Dr Duncan Raistrick
Tackling Alcohol Together
Tackling Alcohol Together is a Society for the Study of Addiction project. The aim of the project is to bring together and present the evidence base for a UK Alcohol Policy, to promote a recommended ‘policy mix’ to politicians, commissioners of services, the drinks industry, and those working in the alcohol fIeld. The recommendations are based on a series of position papers which were written by invited experts and then distilled out by the project steering group. The need for central co-ordination of policy is stressed and, with this in mind, it is proposed that there should be an identified lead agency responsible for the different strands identified within the policy mix. A theme which runs through Tackling Alcohol Together is the ambivalence of the UK population towards drinking. For example in one study of attitudes 92% of respondents supported enforcement of laws on under age drinking whereas only 46% supported limiting
outlets for alcohol. It was decided, therefore, that the first policy objective should be To Increase Public Information and Debate. There are costs and benefits attributable to the drinks and leisure industries. On the one hand this sector of business employs over a million people and, in 1996, generated in excess of £10,000 million revenue for the government: on the other hand it has been estimated that 60% of para-suicides, 30% of divorces, 40% of domestic violence and 20% of child abuse cases are associated with alcohol misuse. The second policy objective, To Encourage the Drinks and Leisure Industries to Introduce Innovative Schemes to Discourage Drunkenness, follows from this.
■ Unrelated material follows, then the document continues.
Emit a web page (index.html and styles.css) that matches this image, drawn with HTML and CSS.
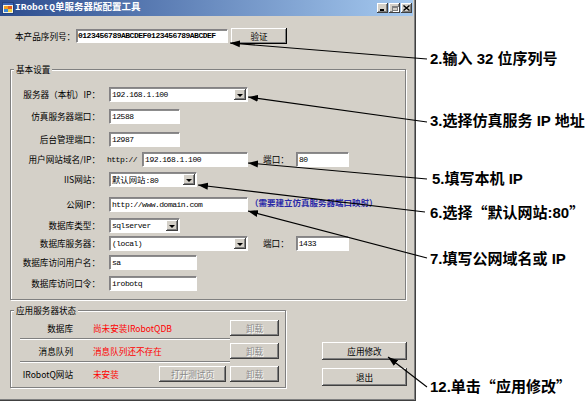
FILE: index.html
```html
<!DOCTYPE html>
<html lang="zh-CN">
<head>
<meta charset="utf-8">
<title>IRobotQ单服务器版配置工具</title>
<link rel="stylesheet" href="styles.css">
</head>
<body>
<div class="stage">
  <div class="window">
    <div class="titlebar">
      <svg class="appicon" width="12" height="12" viewBox="0 0 12 12">
        <rect x="0.5" y="0.5" width="11" height="11" fill="#f6f2e0" stroke="#24427e"/>
        <rect x="1" y="1" width="10" height="2" fill="#3b64b4"/>
        <rect x="2" y="4" width="4" height="3" fill="#f0a020"/>
        <rect x="6" y="4" width="4" height="3" fill="#e05a20"/>
        <rect x="2" y="7" width="4" height="3" fill="#3c8ad8"/>
        <rect x="6" y="7" width="4" height="3" fill="#f0d040"/>
      </svg>
      <span class="title">IRobotQ单服务器版配置工具</span>
      <div class="caption-btns">
        <span class="cbtn"><span class="g-min"></span></span>
        <span class="cbtn"><span class="g-max"></span></span>
        <span class="cbtn"><svg width="7" height="6" viewBox="0 0 7 6"><path d="M0.5 0.5 L6.5 5.5 M6.5 0.5 L0.5 5.5" stroke="#000" stroke-width="1.4"/></svg></span>
      </div>
    </div>

    <div class="client">
      <div class="serial-row">
        <span class="lbl serial-lbl">本产品序列号：</span>
        <div class="tb serial"><span class="txt bold">0123456789ABCDEF0123456789ABCDEF</span></div>
        <div class="btn verify">验证</div>
      </div>

      <div class="group basic">
        <span class="group-title">基本设置</span>
        <div class="form-grid">
          <span class="lbl">服务器（本机）IP：</span>
          <div class="field"><div class="combo w139"><span class="txt">192.168.1.100</span><span class="drop"></span></div></div>

          <span class="lbl">仿真服务器端口：</span>
          <div class="field"><div class="tb w71"><span class="txt">12588</span></div></div>

          <span class="lbl">后台管理端口：</span>
          <div class="field"><div class="tb w71"><span class="txt">12987</span></div></div>

          <span class="lbl">用户网站域名/IP：</span>
          <div class="field"><span class="prefix">http://</span><div class="tb w106"><span class="txt">192.168.1.100</span></div><span class="lbl port-lbl">端口：</span><div class="tb w53"><span class="txt">80</span></div></div>

          <span class="lbl">IIS网站：</span>
          <div class="field"><div class="combo w88"><span class="txt"><span class="cjk">默认网站</span>:80</span><span class="drop"></span></div></div>

          <span class="lbl">公网IP：</span>
          <div class="field"><div class="tb w139"><span class="txt">http://www.domain.com</span></div><span class="hint">（需要建立仿真服务器端口映射）</span></div>

          <span class="lbl">数据库类型：</span>
          <div class="field"><div class="combo w71"><span class="txt">sqlserver</span><span class="drop"></span></div></div>

          <span class="lbl">数据库服务器：</span>
          <div class="field"><div class="combo w139"><span class="txt">(local)</span><span class="drop"></span></div><span class="lbl port-lbl">端口：</span><div class="tb w53"><span class="txt">1433</span></div></div>

          <span class="lbl">数据库访问用户名：</span>
          <div class="field"><div class="tb w88"><span class="txt">sa</span></div></div>

          <span class="lbl">数据库访问口令：</span>
          <div class="field"><div class="tb w88"><span class="txt">irobotq</span></div></div>
        </div>
      </div>

      <div class="bottom">
        <div class="group status">
          <span class="group-title">应用服务器状态</span>
          <div class="srow">
            <span class="slbl">数据库</span>
            <span class="sval">尚未安装IRobotQDB</span>
            <span class="btn disabled w49">卸载</span>
          </div>
          <div class="sep"></div>
          <div class="srow">
            <span class="slbl">消息队列</span>
            <span class="sval">消息队列还不存在</span>
            <span class="btn disabled w49">卸载</span>
          </div>
          <div class="sep"></div>
          <div class="srow">
            <span class="slbl">IRobotQ网站</span>
            <span class="sval">未安装</span>
            <span class="btn disabled w67">打开测试页</span>
            <span class="btn disabled w49">卸载</span>
          </div>
        </div>
        <div class="actions">
          <div class="btn act">应用修改</div>
          <div class="btn act">退出</div>
        </div>
      </div>
    </div>
  </div>

  <div class="note n2">2.输入 32 位序列号</div>
  <div class="note n3">3.选择仿真服务 IP 地址</div>
  <div class="note n5">5.填写本机 IP</div>
  <div class="note n6">6.选择<span class="cjk">“</span>默认网站:80<span class="cjk">”</span></div>
  <div class="note n7">7.填写公网域名或 IP</div>
  <div class="note n12">12.单击<span class="cjk">“</span>应用修改<span class="cjk">”</span></div>

  <svg class="arrows" width="586" height="403" viewBox="0 0 586 403">
    <defs>
      <marker id="ah" markerUnits="userSpaceOnUse" markerWidth="10" markerHeight="8" refX="0" refY="4" orient="auto">
        <path d="M0 4 L10 0.5 L10 7.5 Z" fill="#000"/>
      </marker>
    </defs>
    <g stroke="#000" stroke-width="1.1" fill="none">
      <line x1="230" y1="43" x2="427" y2="59" marker-start="url(#ah)"/>
      <line x1="248" y1="97" x2="427" y2="122" marker-start="url(#ah)"/>
      <line x1="248" y1="163" x2="427" y2="179" marker-start="url(#ah)"/>
      <line x1="198" y1="185" x2="425" y2="212" marker-start="url(#ah)"/>
      <line x1="248" y1="211" x2="427" y2="258" marker-start="url(#ah)"/>
      <line x1="388" y1="357" x2="427" y2="387" marker-start="url(#ah)"/>
    </g>
  </svg>
</div>
</body>
</html>
```

FILE: styles.css
```css
* { box-sizing: border-box; }
html, body { margin: 0; padding: 0; }
body {
  width: 586px;
  height: 403px;
  overflow: hidden;
  background: #fff;
  font-family: "Noto Sans CJK SC", sans-serif;
  color: #000;
}
.stage { position: relative; width: 586px; height: 403px; }

.window {
  width: 416px;
  height: 401px;
  background: #d4d0c8;
  box-shadow: inset -1px -1px #404040, inset -2px -2px #808080;
  display: flex;
  flex-direction: column;
}

/* title bar */
.titlebar {
  height: 16px;
  margin-right: 3px;
  padding-left: 2px;
  background: linear-gradient(90deg, #2c4c8e 0%, #a6caf0 100%);
  display: flex;
  align-items: center;
}
.appicon { display: block; margin-right: 1px; }
.title {
  color: #fff;
  font-family: "Liberation Mono", "Noto Sans CJK SC", monospace;
  font-weight: bold;
  font-size: 9.5px;
  line-height: 16px;
  white-space: nowrap;
}
.caption-btns { margin-left: auto; margin-right: 1px; display: flex; gap: 1px; }
.cbtn {
  width: 11px;
  height: 10px;
  background: #d4d0c8;
  box-shadow: inset -1px -1px #404040, inset 1px 1px #fff, inset -2px -2px #808080;
  display: flex;
  align-items: center;
  justify-content: center;
}
.cbtn svg { display: block; }
.g-min { width: 4px; height: 2px; background: #000; align-self: flex-end; margin-bottom: 2px; margin-right: 2px; }
.g-max { width: 6px; height: 5px; border: 1px solid #808080; border-top-width: 2px; box-shadow: 1px 1px #fff; }

/* client */
.client {
  flex: 1;
  padding: 12px 0 0 10px;
  display: flex;
  flex-direction: column;
}

.lbl {
  font-size: 8.6px;
  line-height: 15px;
  white-space: nowrap;
}

.serial-row { display: flex; align-items: center; height: 16px; padding-left: 5px; }
.serial-lbl { width: 61px; }

/* text boxes & combos */
.tb, .combo {
  height: 15px;
  background: #fff;
  border: 1px solid;
  border-color: #848284 #fff #fff #848284;
  box-shadow: inset 1px 1px rgba(0, 0, 0, 0.45);
  display: flex;
  align-items: center;
  overflow: hidden;
  flex: none;
}
.txt {
  padding-left: 2px;
  font-family: "Liberation Mono", "Noto Sans CJK SC", monospace;
  font-size: 8px;
  letter-spacing: -0.5px;
  line-height: 12px;
  white-space: nowrap;
}
.txt .cjk { font-family: "Noto Sans CJK SC", sans-serif; font-size: 8.4px; letter-spacing: 0; }
.txt.bold { font-weight: bold; padding-left: 1px; }
.tb.serial { width: 152px; height: 14px; }

.w53 { width: 53px; }
.w71 { width: 71px; }
.w88 { width: 88px; }
.w106 { width: 106px; }
.w139 { width: 139px; }

.drop {
  margin-left: auto;
  margin-right: 1px;
  width: 12px;
  height: 11px;
  flex: none;
  background: #d4d0c8;
  box-shadow: inset -1px -1px #404040, inset 1px 1px #fff, inset -2px -2px #808080;
  display: flex;
  align-items: center;
  justify-content: center;
}
.drop::after {
  content: "";
  border-left: 3px solid transparent;
  border-right: 3px solid transparent;
  border-top: 3px solid #000;
  margin-top: 1px;
}

/* buttons */
.btn {
  background: #d4d0c8;
  box-shadow: inset -1px -1px #404040, inset 1px 1px #fff, inset -2px -2px #808080;
  display: flex;
  align-items: center;
  justify-content: center;
  font-size: 8.6px;
  line-height: 12px;
  white-space: nowrap;
  flex: none;
}
.btn.verify { width: 56px; height: 16px; margin-left: 3px; box-shadow: inset -1px -1px #000, inset 1px 1px #fff, inset -2px -2px #808080; }
.btn.disabled { color: #8a8a8a; text-shadow: 1px 1px #fff; height: 16px; }
.w49 { width: 49px; }
.w67 { width: 67px; margin-right: 4px; }

/* group boxes */
.group {
  position: relative;
  border: 1px solid #808080;
  box-shadow: inset 1px 1px #fff, 1px 1px #fff;
}
.group-title {
  position: absolute;
  top: -5px;
  left: 3px;
  padding: 0 2px;
  background: #d4d0c8;
  font-size: 8.6px;
  line-height: 9px;
  white-space: nowrap;
}

.basic {
  width: 396px;
  margin-top: 25px;
  padding: 17px 0 8px 0;
}
.form-grid {
  display: grid;
  grid-template-columns: 89px 1fr;
  grid-template-rows: 22px 23px 20px 20px 25px 21px 18px 19px 21px 15px;
  column-gap: 9px;
}
.form-grid > .lbl { text-align: right; align-self: start; }
.field { display: flex; align-items: center; align-self: start; height: 15px; }
.prefix {
  margin-left: -2px;
  margin-right: 5px;
  font-family: "Liberation Mono", monospace;
  font-size: 8px;
  letter-spacing: -0.5px;
  white-space: nowrap;
}
.port-lbl { margin-left: 15px; margin-right: 7px; }
.hint {
  margin-left: 2px;
  color: #2a2aa8;
  font-size: 8.5px;
  font-weight: bold;
  line-height: 12px;
  white-space: nowrap;
  align-self: flex-start;
  margin-top: -1px;
}

/* bottom area */
.bottom { display: flex; margin-top: 10px; }
.status {
  width: 276px;
  padding: 6px 6px 3px 0;
}
.srow { height: 21px; display: flex; align-items: center; }
.slbl { width: 62px; text-align: right; font-size: 8.6px; white-space: nowrap; }
.sval { flex: 1; margin-left: 20px; color: #f00; font-size: 8.6px; white-space: nowrap; }
.sep {
  margin-left: 9px;
  width: 210px;
  height: 2px;
  border-top: 1px solid #808080;
  border-bottom: 1px solid #fff;
}

.actions {
  margin-left: 36px;
  align-self: flex-end;
  padding-bottom: 2px;
  display: flex;
  flex-direction: column;
  gap: 8px;
}
.btn.act { width: 85px; height: 18px; }

/* annotations */
.note {
  position: absolute;
  font-family: "Liberation Sans", "Noto Sans CJK SC", sans-serif;
  font-weight: bold;
  font-size: 15px;
  line-height: 16px;
  white-space: nowrap;
  color: #000;
}
.note .cjk { font-family: "Noto Sans CJK SC", sans-serif; }
.n2 { left: 430px; top: 51px; }
.n3 { left: 430px; top: 113px; }
.n5 { left: 432px; top: 171px; }
.n6 { left: 430px; top: 204px; }
.n7 { left: 430px; top: 251px; }
.n12 { left: 430px; top: 378px; }

.arrows { position: absolute; left: 0; top: 0; pointer-events: none; }
```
The third objective, To Maximise Community and Domestic Safety, seeks to establish a broad range of local, community based partnerships to target specific high risk or anti-social behaviours. The fourth objective, To Reduce Alcohol Related Health Problems below 1990 Indicator Levels, depends upon the deployment of effective treatment services and maintaining per capita consumption below the 1990 level of 7.6 litres.